Abstract

The southeastern coast of South Africa's Cape Province underwent complex geomorphic evolution during the late Cenozoic, leaving a variety of erosional forms and a detailed, complementary record of distinctive sediments. The latter include several new lithostratigraphic units and paleosol horizons. An almost ubiquitous planation surface, the 200-m Coastal Platform, is associated with the fanglomeratic and deltaic Keurbooms Formation (late Tertiary?). A major sea level at +120 m truncated a laterite paleosol and was followed by accumulation of land rubble and littoral deposits to 101 m, constituting the Formosa Formation. Then follow sea level stages at +60, +30, and +15–20 m, as well as several generations of weathered eolianite, including the Brakkloof Formation with the deep superposed Brakkloof Soil.
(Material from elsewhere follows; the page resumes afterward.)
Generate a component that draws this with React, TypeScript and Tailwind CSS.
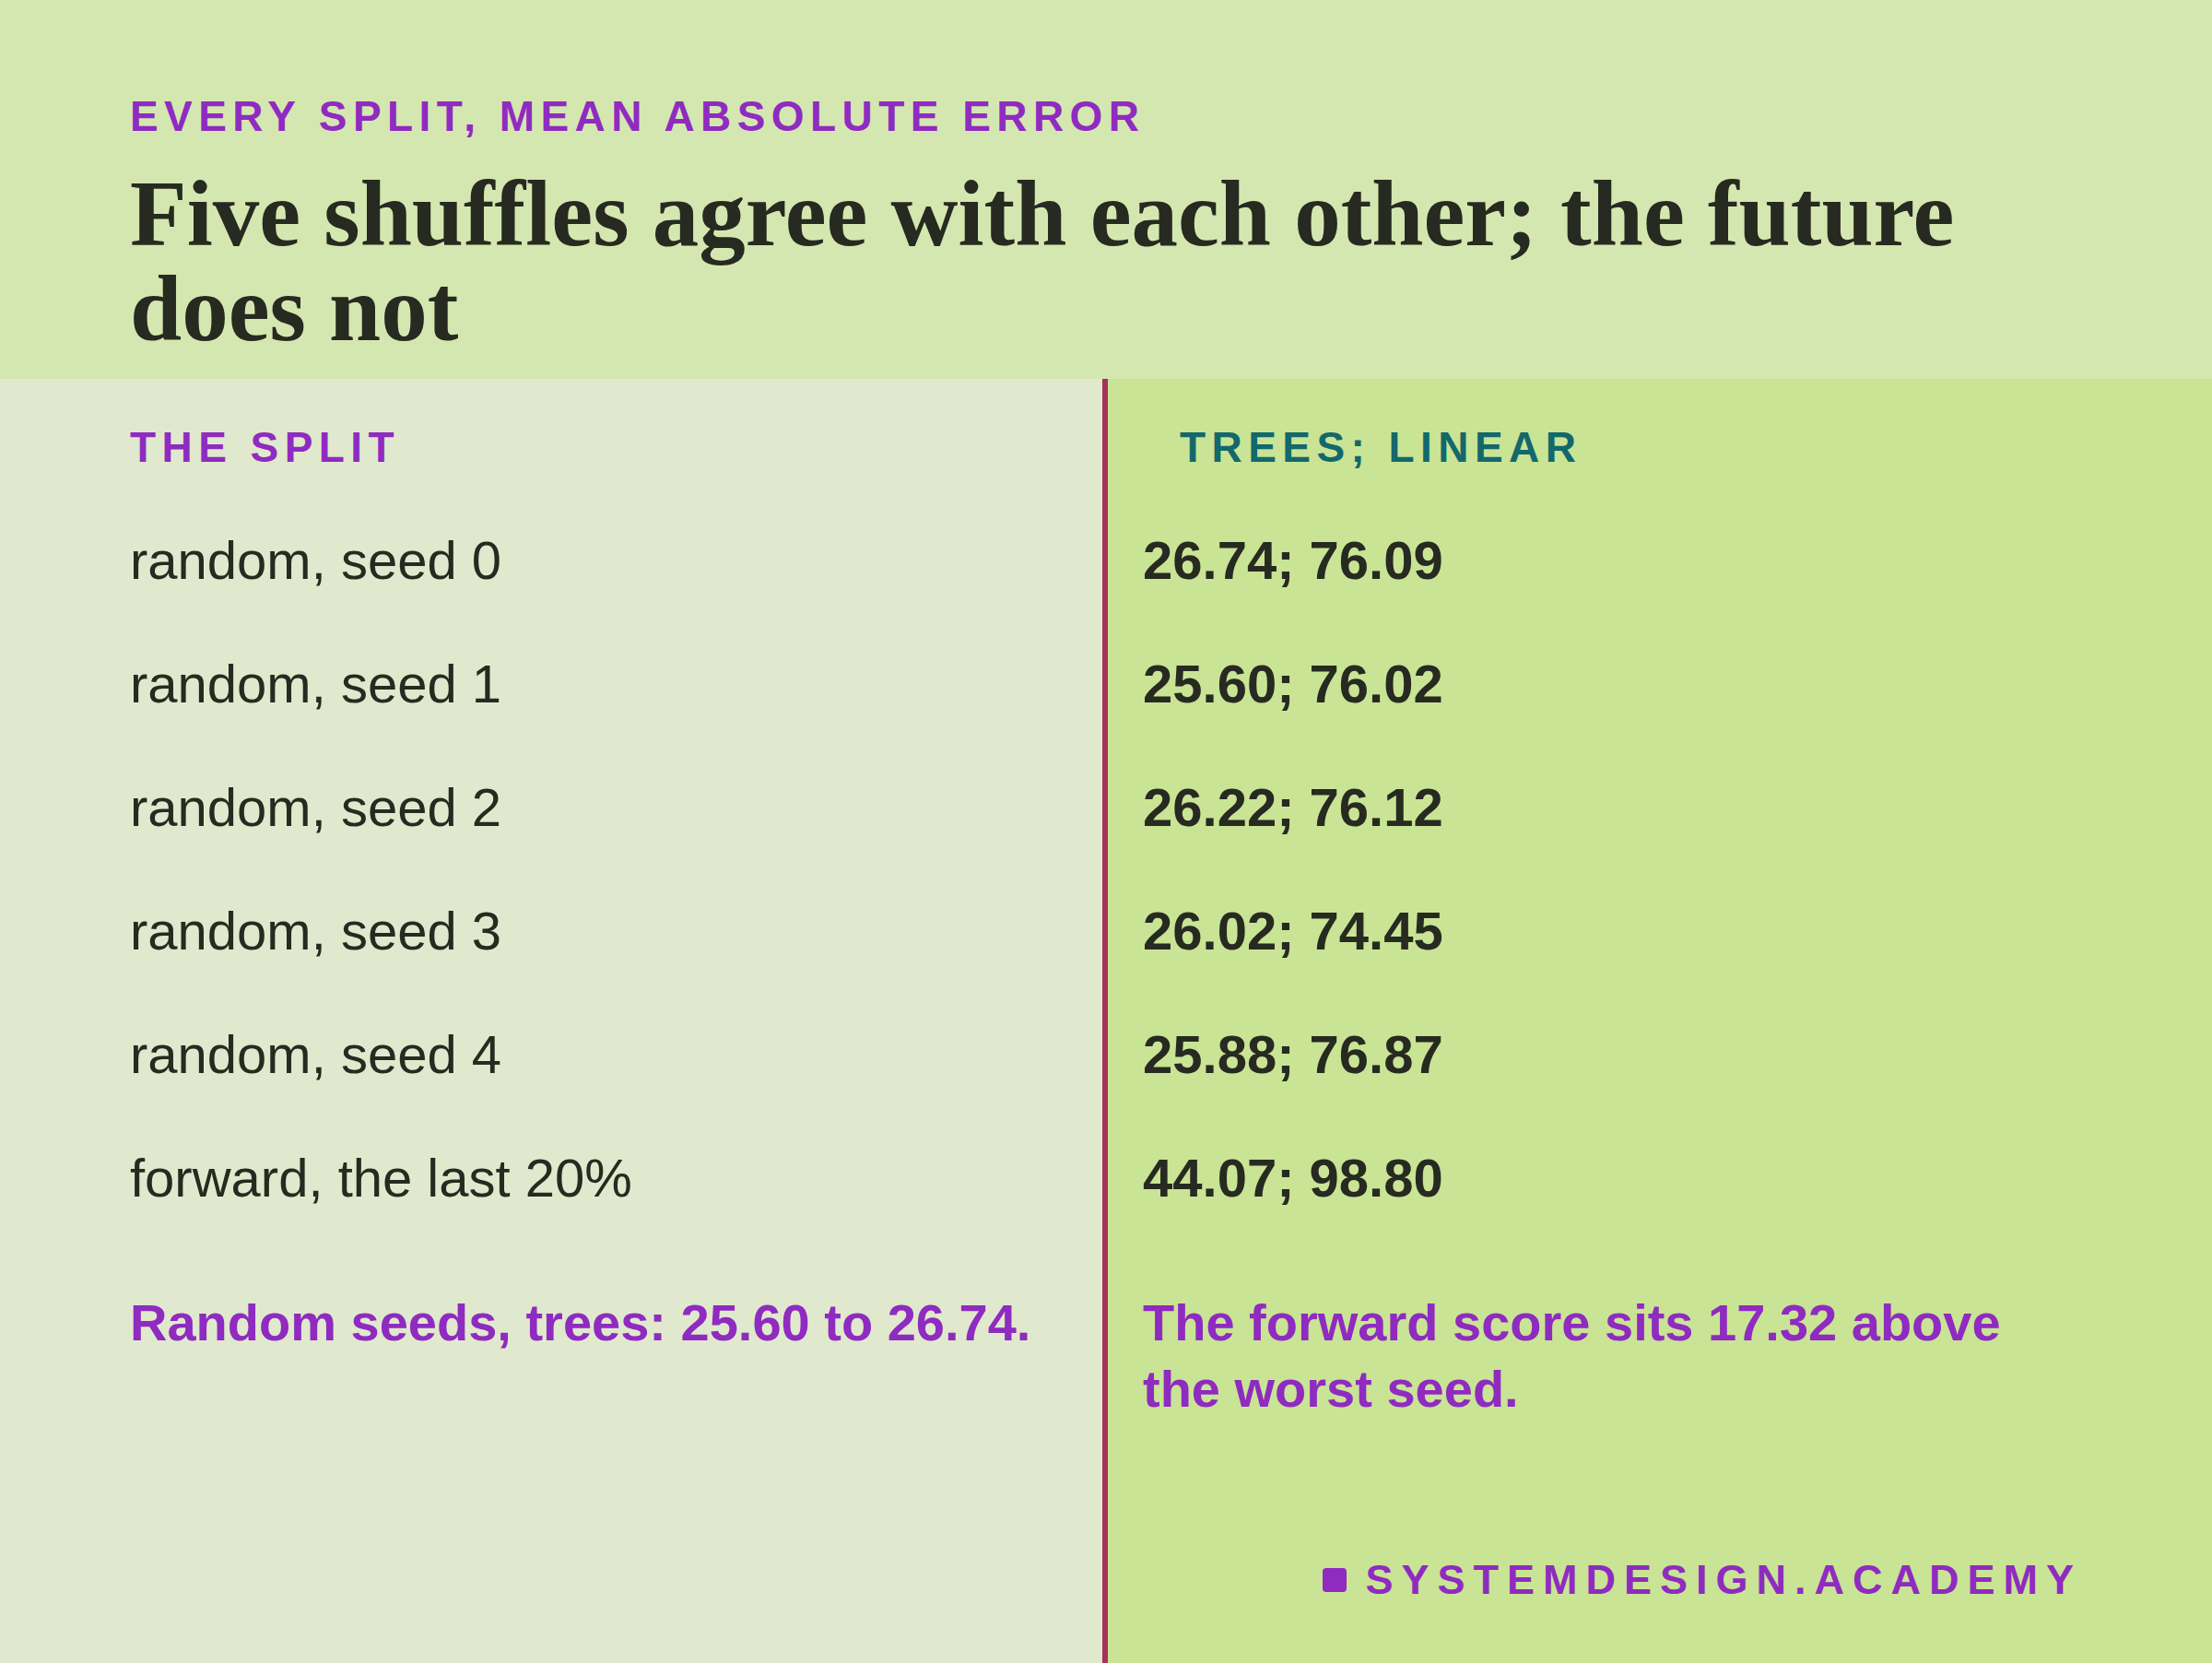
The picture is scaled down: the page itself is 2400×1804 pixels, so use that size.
import React from 'react';

const rows = [
  { split: 'random, seed 0', score: '26.74; 76.09' },
  { split: 'random, seed 1', score: '25.60; 76.02' },
  { split: 'random, seed 2', score: '26.22; 76.12' },
  { split: 'random, seed 3', score: '26.02; 74.45' },
  { split: 'random, seed 4', score: '25.88; 76.87' },
  { split: 'forward, the last 20%', score: '44.07; 98.80' },
];

const sans = "font-['Liberation_Sans',Arial,sans-serif]";

const App = () => {
  return (
    <div className={`h-screen flex flex-col bg-[#e0e9cd] text-[#272a20] ${sans}`}>
      {/* headline band */}
      <header className="bg-[#d5e7b0] px-[141px] pt-[103px] pb-[24px]">
        <p className="text-[46px] leading-none font-bold tracking-[0.14em] text-[#8f2bc0] uppercase">
          Every split, mean absolute error
        </p>
        <h1 className="mt-[32px] font-['Liberation_Serif','Times_New_Roman',serif] text-[101px] leading-[103px] font-bold">
          Five shuffles agree with each other; the future does not
        </h1>
      </header>

      <main className="flex-1 grid grid-cols-[1196px_1fr]">
        <section className="pl-[141px] pt-[51px]">
          <h2 className="text-[46px] leading-none font-bold tracking-[0.14em] text-[#8f2bc0] uppercase">
            The split
          </h2>
          <ul className="mt-[71px] flex flex-col gap-[76px]">
            {rows.map(r => (
              <li key={r.split} className="text-[58px] leading-[58px]">
                {r.split}
              </li>
            ))}
          </ul>
          <p className="mt-[92px] text-[56px] leading-[72px] font-bold text-[#8f2bc0]">
            Random seeds, trees: 25.60 to 26.74.
          </p>
        </section>

        <section className="border-l-[6px] border-[#a53258] bg-[#c9e495] pl-[38px] pr-[141px] pt-[51px] pb-[68px] flex flex-col">
          <h2 className="ml-[40px] text-[46px] leading-none font-bold tracking-[0.14em] text-[#13686b] uppercase">
            Trees; linear
          </h2>
          <ul className="mt-[71px] flex flex-col gap-[76px]">
            {rows.map(r => (
              <li key={r.score} className="text-[58px] leading-[58px] font-bold">
                {r.score}
              </li>
            ))}
          </ul>
          <p className="mt-[92px] text-[56px] leading-[72px] font-bold text-[#8f2bc0]">
            The forward score sits 17.32 above the worst seed.
          </p>
          <div className="mt-auto flex items-center justify-end gap-[20px]">
            <span className="w-[26px] h-[26px] rounded-[4px] bg-[#8f2bc0]" />
            <span className="text-[45px] leading-none font-bold tracking-[0.2em] text-[#8f2bc0]">
              SYSTEMDESIGN.ACADEMY
            </span>
          </div>
        </section>
      </main>
    </div>
  );
};

export default App;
Beaches at +5–12 m, with thermophile mollusca and C14 dates of >40,000 yr mark the Swartkops horizon, probably of Eem interglacial age. Next are cryoclastic screes and cave deposits, and ultimately the podsolic Brenton Soil of the Würm Interpleniglacial. Transgressive eolianites and coastal dunes after 16,000 BP were interrupted by pedogenesis ca. 7500 BP and stabilized after 4200 BP when sea level reached +2.5 m. Geomorphic instability in stream valleys after 1000 BP was followed by man-induced activation of the coastal dunes, since the late 18th century. Environmental patterns accompanying this succession at various times included (1) semiarid pediplanation, (2) interior dune formation, and (3) intensive, cold-climate denudation, all under open vegetation in what is now closed, humid forest; by contrast, some of the more aberrant paleosols indicate warmer, perhumid conditions.